なんとなく「良い風」に思ってもらえるだろうと考えていそうなからっぽのなにか

 紅白歌合戦の出場歌手が発表されると「待ってました」とばかりに不満の声が次々と上がってくる様子は、恒例行事とさえ感じられるようになって久しく、自分も不満があったとしても「ああはなりたくない」という気持ちの方が勝ってしまうほどに見飽きた光景となってしまった。おそらく、紅白がどれだけ私自身の理想的な番組の形から遠ざかってしまったとしても、不満の声の大合唱より見苦しいものにはならない気がする。

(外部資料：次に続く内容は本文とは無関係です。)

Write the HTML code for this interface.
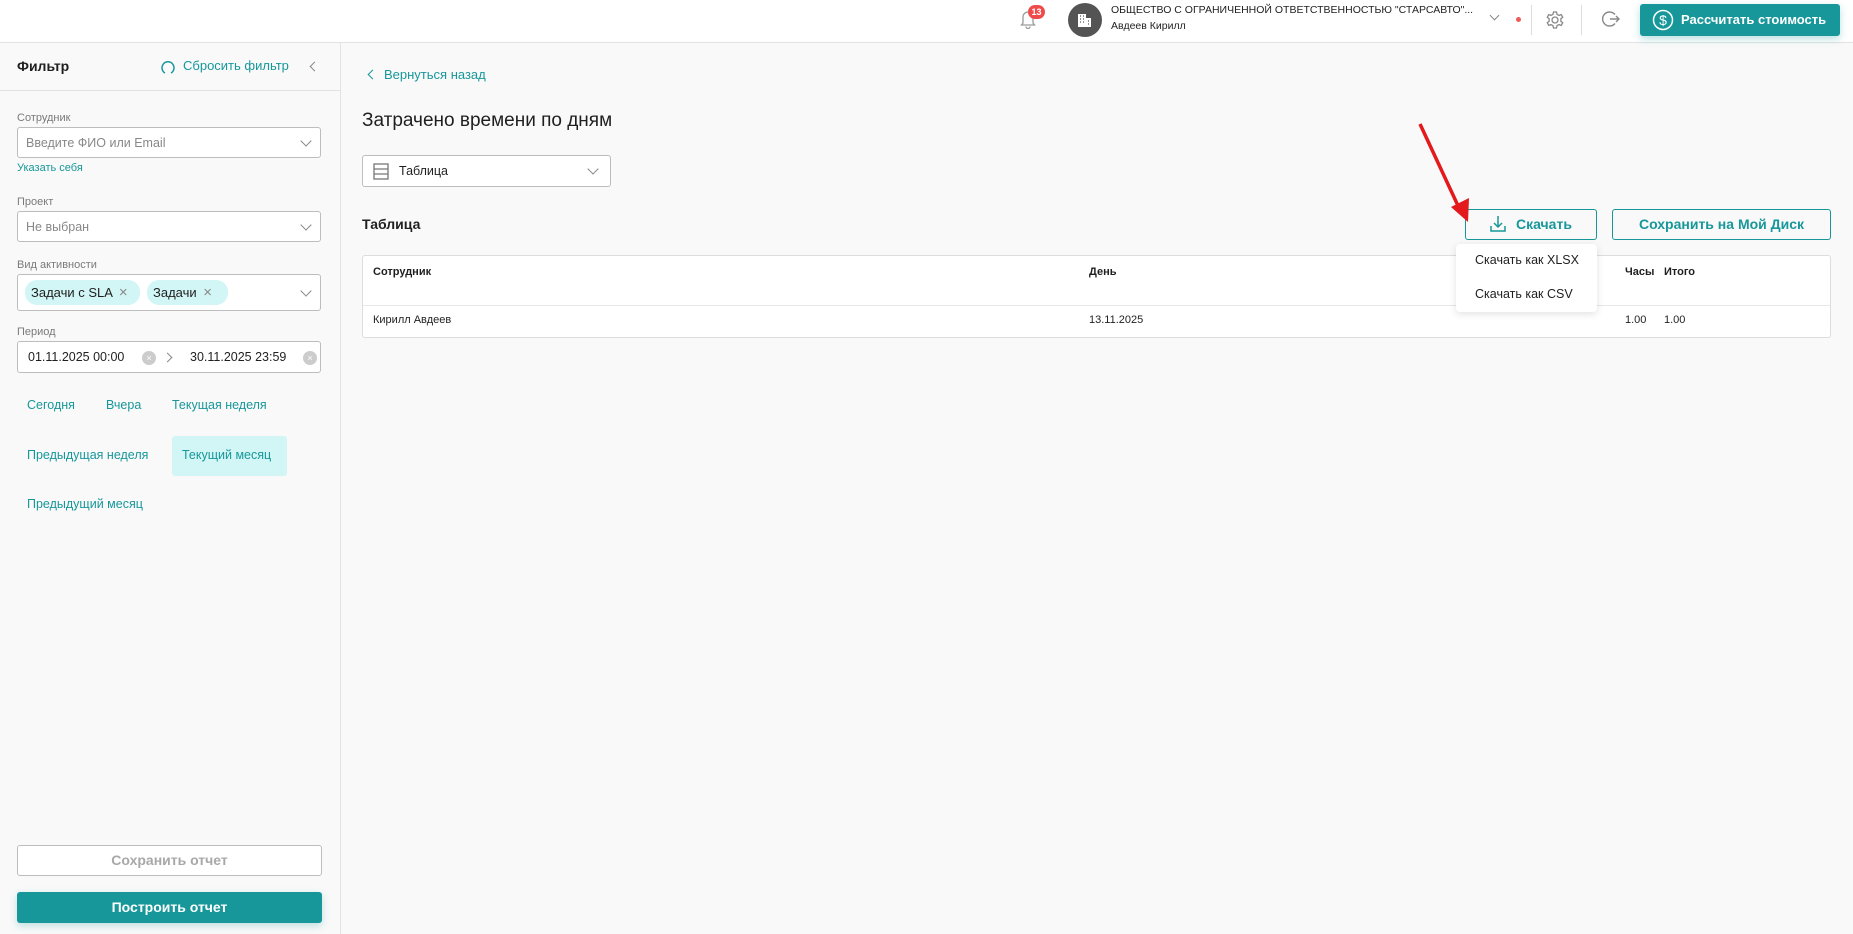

 そもそも、私は一度も紅白を最初から最後まで観た経験はなく、私の誕生年である1986年には既に“家族みんなで一緒に眺める”といった番組が理想としている形は成立しなくなっていただろうし(1980年代の新聞の投書欄には、高齢者による紅白プログラムへの苦言がすでに珍しくなくなっている。アイドルグループと思われる出演者のパフォーマンスを「飛んだり跳ねたり」と表現している投書には、さすがに時代を感じさせられるが)、一年の間に発表される楽曲の数も種類も圧倒的に増え、必然的に聴く側の嗜好も多様化した現在において、大多数の国民が納得できるプログラムなど有り得ると考える方がどうかしている。もし、私と同世代以下で「おおむね自分の好きな出演者だった」と言える回を観た経験があるとすれば、それは相当に音楽の趣味が最大公約数的だったのだろう。

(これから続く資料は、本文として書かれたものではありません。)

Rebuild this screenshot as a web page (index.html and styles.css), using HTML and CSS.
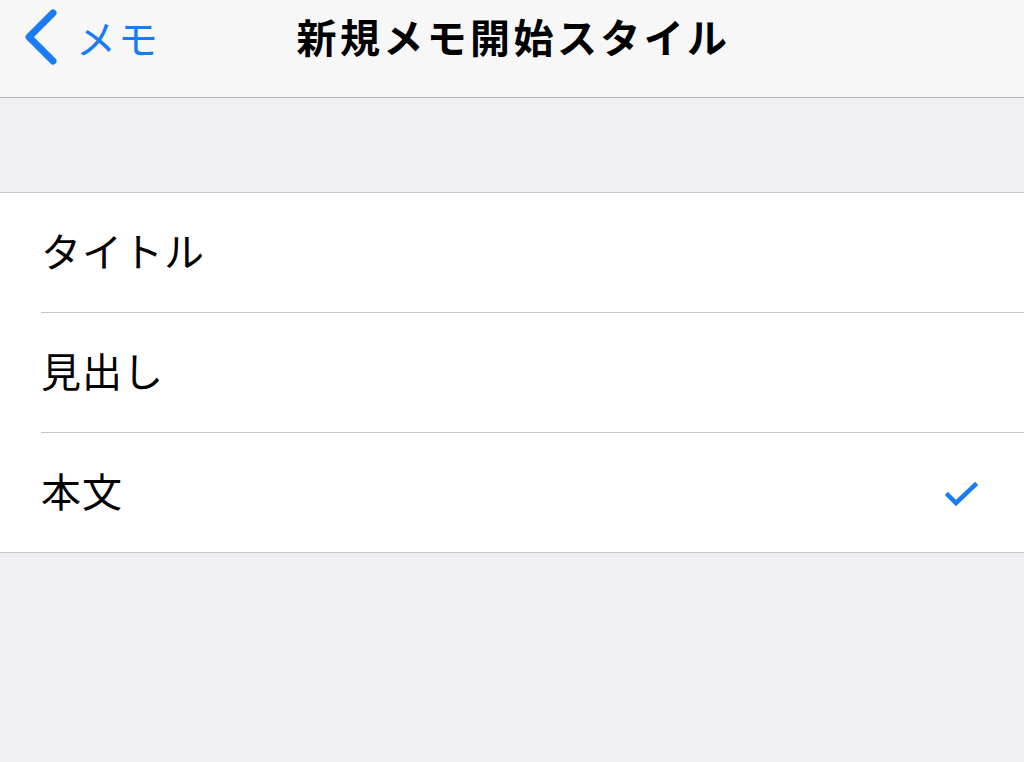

 ところで、見る必要などないと考えていても目に入ってきてしまう見飽きた不満の声の中に「他に真面目に頑張っている歌手はたくさんいるのに」といった意見がある。大抵、具体例は挙げられておらず、挙がっている場合は個人的な好みや本人にとって可能な限りの批評的評価が理由となっており、「真面目」や「頑張っている」といったフレーズは見受けられないことが多い。ここで言われる「真面目に頑張っている歌手」というのは、どういった人たちのことなのだろう。このように意見するからには、出演の決まったアーティストには「不真面目で頑張っていない者」が多く含まれていると考えているのだろうが、自分にはそれを判断することができるという自信はどこからくるのだろう(これは、それぞれが考える「歌のうまさ」の基準にも当てはまりそうだ)。そのくせ具体例を挙げられないのは、反論できない否定の声が投げかけられるのが怖いからではないのかと邪推してしまう。もちろん、確信できるほど自分の分析力に自信など持てないので、あくまでも邪推ではあると言い訳しておくが、このような言い訳をしたくなる気持ちは大いに理解できるがゆえの推測でもある。